Quel album ou quel artiste t’a donné envie de devenir musicien ?
Robert Smith
L’influence de Seventeen Seconds (nda : d’après le dossier de presse)
Il parait (rires) si, si, il y a un ou deux titres où on retrouve cette influence. C’est surtout sur « Another Sleepless Night » un morceau en forme d’hommage où l’on retrouve une structure purement curienne. Au-delà de ça ce sont des sons réverbérés.
Quel disque as-tu acheté pour sa pochette ?
Je pense que c’est Sister de Sonic Youth que j’ai acheté en cassette chez Rough Trade à Londres.



Quelle chanson possède le pouvoir de te mettre de bonne humeur ?

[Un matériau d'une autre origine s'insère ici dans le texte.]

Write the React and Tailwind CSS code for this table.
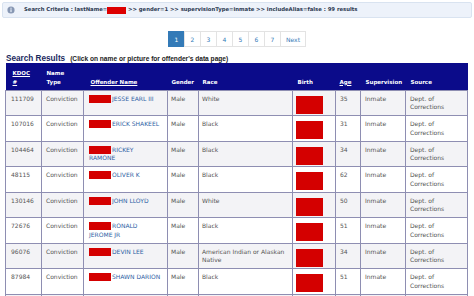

Music and Light de Imagination
Tu danses ?
J’aime bien
Alors, quel morceau te donne envie de te déhancher ?
Kiss de Prince
Si Don Niño …
Alors je te reprends tout de suite. Je n’ai plus le droit de m’appeler Don Niño car il y a mec qui cartonne au Maroc avec ce nom-là. Donc je suis revenu à Nino qui était mon nom de départ. Ce n’est plus Don Niño mais Don Nino j’ai perdu mon tilde.
Donc si Don Nino était un accord quel serait-il ?
Cette question … c’est une super question ! Si j’étais un accord ? (silence) C’est chaud (silence). Aller, Mi majeur 6. Il est dans deux des chansons du nouvel album. C’est un accord assez étonnant, tu ne sais pas s’il est joyeux ou triste. Il n’est pas dissonant mais très harmonieux. D’ailleurs cet accord est dans Purple Rain.
Si Don Nino était le nom d’un cocktail quelle en serait sa recette ?
Du jus de betterave avec du whisky, soupoudré de cacahouètes en poudre et accompagné de petits bâtonnets de gingembre.